Return each line of the records holding the string "this".
Start of Available records
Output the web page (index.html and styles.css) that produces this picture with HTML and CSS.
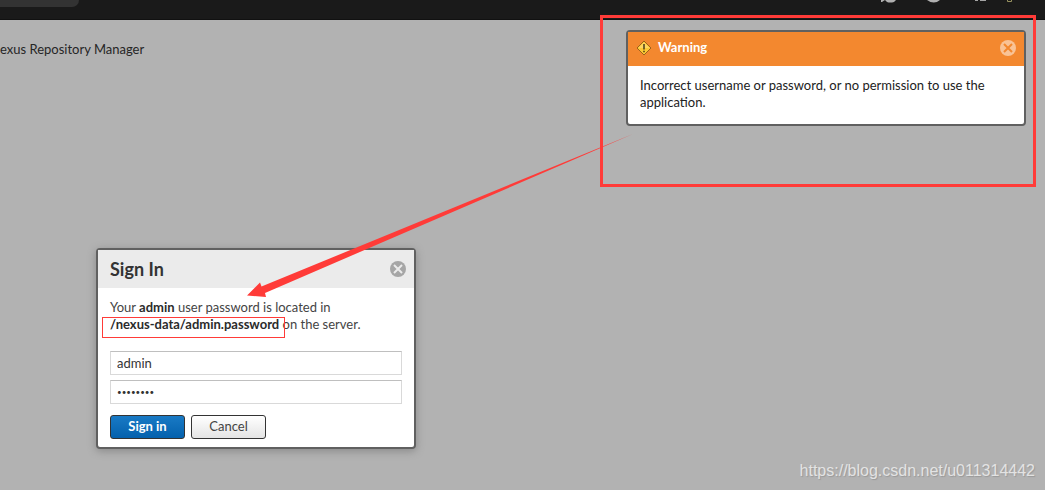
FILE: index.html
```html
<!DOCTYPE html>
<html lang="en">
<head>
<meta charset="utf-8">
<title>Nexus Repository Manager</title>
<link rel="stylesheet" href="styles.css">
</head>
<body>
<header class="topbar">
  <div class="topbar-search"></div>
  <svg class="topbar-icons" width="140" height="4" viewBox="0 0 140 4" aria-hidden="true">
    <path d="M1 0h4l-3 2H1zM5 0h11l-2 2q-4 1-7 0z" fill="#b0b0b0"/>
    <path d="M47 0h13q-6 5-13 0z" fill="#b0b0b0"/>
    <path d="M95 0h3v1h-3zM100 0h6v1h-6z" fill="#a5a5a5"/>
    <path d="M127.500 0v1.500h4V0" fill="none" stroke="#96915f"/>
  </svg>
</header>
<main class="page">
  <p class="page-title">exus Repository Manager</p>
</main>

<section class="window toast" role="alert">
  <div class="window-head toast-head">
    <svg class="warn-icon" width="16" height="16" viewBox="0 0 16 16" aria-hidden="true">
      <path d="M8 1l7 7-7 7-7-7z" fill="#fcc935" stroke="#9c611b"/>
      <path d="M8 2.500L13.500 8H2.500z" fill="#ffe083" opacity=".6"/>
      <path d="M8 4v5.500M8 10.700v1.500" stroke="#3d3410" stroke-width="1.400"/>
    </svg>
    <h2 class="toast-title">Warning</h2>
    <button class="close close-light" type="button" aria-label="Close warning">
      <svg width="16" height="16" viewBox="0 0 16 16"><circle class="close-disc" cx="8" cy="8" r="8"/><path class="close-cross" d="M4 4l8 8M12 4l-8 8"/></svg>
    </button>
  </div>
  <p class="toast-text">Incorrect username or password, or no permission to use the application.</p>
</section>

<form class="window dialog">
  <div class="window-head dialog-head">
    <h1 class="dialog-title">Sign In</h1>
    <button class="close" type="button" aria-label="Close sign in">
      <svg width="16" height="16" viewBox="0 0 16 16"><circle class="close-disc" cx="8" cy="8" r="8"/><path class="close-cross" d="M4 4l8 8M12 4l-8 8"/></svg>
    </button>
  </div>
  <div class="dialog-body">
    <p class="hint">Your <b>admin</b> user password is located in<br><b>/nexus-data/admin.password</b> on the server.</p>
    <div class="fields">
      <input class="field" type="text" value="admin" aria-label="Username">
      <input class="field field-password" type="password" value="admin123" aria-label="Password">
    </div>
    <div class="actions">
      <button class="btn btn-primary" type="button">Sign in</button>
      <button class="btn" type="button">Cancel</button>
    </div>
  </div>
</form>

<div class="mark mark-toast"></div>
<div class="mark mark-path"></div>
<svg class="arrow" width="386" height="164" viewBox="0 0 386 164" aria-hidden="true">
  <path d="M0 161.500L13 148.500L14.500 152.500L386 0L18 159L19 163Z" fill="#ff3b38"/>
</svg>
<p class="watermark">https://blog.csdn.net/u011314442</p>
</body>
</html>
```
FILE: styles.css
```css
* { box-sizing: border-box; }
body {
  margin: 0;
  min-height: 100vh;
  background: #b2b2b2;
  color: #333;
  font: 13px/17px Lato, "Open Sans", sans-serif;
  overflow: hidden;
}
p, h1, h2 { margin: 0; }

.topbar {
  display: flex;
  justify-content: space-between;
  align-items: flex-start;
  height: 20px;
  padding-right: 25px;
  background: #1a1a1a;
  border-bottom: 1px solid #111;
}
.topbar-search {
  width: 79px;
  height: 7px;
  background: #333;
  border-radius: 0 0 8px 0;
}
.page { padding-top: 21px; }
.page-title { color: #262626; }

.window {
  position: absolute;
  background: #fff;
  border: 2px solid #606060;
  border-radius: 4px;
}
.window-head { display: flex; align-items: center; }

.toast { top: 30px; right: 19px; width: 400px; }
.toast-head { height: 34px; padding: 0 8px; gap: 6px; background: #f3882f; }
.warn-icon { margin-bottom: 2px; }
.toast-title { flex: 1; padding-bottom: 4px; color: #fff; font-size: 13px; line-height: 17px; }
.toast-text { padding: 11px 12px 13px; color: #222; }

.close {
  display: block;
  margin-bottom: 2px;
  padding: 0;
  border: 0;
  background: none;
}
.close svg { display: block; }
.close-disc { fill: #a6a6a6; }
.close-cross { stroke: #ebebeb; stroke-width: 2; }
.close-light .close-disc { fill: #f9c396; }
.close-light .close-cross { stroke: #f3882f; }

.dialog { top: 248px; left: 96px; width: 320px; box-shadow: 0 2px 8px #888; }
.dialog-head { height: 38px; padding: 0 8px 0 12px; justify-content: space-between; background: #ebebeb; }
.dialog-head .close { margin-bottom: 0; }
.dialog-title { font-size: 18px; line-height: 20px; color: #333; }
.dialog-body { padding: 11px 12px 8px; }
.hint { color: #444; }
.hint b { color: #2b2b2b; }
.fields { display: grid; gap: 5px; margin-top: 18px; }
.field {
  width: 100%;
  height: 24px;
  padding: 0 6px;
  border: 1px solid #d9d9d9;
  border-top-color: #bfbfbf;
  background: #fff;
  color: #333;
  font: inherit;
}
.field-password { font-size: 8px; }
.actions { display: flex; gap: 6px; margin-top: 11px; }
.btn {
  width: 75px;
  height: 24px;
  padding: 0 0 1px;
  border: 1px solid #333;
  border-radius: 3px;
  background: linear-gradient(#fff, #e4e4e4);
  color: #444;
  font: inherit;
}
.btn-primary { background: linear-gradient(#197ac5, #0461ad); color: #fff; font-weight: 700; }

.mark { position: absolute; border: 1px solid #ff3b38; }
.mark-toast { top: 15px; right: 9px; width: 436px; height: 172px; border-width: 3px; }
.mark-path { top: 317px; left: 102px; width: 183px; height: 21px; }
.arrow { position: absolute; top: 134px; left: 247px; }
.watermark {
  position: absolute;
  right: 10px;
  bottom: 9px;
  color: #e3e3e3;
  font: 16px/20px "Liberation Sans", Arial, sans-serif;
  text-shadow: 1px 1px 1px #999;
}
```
End of Available records
Start of Available records
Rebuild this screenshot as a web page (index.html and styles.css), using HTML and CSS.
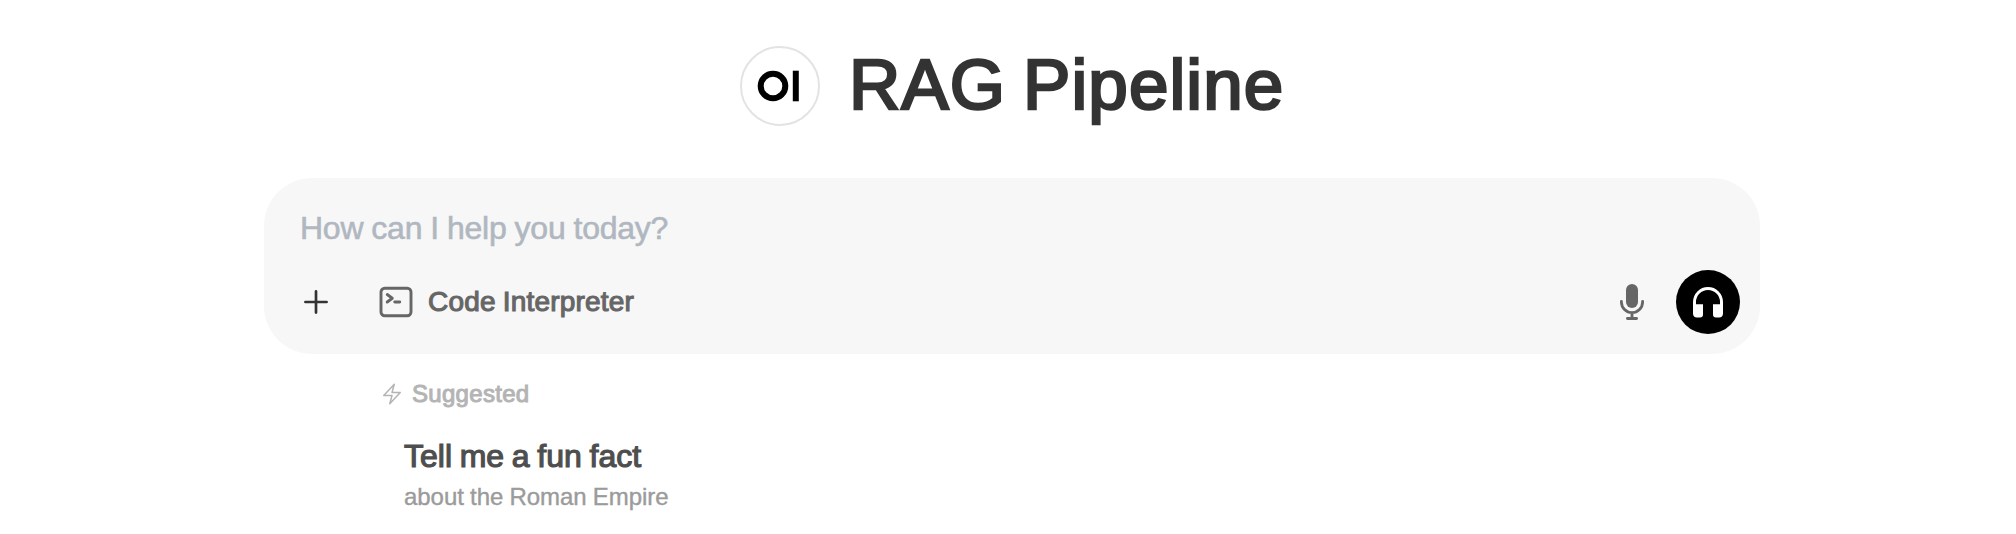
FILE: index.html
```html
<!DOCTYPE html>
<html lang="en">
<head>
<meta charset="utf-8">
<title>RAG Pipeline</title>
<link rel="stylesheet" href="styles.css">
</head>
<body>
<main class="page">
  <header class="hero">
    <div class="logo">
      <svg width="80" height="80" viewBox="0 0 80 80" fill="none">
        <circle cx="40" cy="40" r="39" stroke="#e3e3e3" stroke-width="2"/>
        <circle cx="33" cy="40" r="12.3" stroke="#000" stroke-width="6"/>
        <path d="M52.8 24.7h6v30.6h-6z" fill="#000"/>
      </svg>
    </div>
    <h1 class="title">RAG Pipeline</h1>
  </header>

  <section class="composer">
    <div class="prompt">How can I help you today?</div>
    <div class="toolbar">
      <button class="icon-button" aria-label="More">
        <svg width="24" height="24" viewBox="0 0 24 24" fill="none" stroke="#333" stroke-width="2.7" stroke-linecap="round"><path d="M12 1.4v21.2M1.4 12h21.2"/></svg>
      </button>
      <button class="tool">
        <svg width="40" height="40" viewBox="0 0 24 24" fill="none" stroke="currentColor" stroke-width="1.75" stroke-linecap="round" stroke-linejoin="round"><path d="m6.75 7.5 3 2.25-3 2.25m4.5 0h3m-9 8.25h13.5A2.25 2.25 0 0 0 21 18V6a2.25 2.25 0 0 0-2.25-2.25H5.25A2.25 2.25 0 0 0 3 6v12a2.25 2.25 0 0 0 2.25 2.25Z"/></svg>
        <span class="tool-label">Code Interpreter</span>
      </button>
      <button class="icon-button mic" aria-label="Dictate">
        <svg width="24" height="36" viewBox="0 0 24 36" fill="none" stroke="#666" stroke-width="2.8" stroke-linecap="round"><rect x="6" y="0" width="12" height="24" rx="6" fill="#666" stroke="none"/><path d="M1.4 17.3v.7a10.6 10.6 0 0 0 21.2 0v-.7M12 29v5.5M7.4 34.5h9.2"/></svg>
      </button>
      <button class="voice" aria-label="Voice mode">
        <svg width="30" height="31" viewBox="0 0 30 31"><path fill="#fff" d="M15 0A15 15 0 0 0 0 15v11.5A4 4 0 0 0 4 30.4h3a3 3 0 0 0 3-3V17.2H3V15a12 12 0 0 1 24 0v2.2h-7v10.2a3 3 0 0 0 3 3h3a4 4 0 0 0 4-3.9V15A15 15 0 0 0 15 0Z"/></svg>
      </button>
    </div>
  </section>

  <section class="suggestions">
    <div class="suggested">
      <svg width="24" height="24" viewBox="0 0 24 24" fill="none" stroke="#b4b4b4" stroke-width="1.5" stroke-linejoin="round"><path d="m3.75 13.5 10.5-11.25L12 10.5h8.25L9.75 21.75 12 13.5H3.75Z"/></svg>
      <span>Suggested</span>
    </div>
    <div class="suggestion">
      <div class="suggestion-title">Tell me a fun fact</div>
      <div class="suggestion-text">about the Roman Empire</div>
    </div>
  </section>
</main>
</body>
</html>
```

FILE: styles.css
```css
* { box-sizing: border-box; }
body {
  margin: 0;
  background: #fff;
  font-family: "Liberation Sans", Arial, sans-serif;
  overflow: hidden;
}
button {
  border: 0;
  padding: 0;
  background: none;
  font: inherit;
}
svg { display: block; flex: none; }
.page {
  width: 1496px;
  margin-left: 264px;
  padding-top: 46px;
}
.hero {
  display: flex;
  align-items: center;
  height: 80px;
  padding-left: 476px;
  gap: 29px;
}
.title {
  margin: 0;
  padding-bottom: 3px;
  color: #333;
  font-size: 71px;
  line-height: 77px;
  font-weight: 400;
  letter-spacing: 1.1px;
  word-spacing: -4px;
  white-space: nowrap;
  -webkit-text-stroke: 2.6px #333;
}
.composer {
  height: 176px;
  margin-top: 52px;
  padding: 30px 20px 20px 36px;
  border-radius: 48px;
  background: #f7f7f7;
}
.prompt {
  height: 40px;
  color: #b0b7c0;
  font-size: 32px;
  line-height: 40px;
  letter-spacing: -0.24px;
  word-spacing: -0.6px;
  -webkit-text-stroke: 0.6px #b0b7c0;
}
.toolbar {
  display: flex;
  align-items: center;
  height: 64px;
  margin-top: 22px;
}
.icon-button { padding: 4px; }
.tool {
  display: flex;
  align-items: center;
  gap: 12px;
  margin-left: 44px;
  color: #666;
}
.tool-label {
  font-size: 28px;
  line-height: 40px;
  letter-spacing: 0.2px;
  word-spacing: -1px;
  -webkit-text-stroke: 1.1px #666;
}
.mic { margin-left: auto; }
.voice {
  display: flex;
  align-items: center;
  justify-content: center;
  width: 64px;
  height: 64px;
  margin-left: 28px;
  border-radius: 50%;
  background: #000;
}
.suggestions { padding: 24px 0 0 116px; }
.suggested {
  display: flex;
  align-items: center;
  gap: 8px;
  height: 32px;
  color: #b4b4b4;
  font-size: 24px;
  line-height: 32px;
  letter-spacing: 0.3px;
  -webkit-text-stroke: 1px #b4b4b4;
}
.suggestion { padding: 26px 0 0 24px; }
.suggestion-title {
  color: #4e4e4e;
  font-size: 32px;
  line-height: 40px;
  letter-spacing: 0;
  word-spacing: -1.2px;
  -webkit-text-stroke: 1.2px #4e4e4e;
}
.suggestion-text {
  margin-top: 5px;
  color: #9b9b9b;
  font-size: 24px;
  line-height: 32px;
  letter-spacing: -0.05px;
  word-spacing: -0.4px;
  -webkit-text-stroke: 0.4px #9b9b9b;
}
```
End of Available records
- [Solution]:
Output the web page (index.html and styles.css) that produces this picture with HTML and CSS.
Rebuild this screenshot as a web page (index.html and styles.css), using HTML and CSS.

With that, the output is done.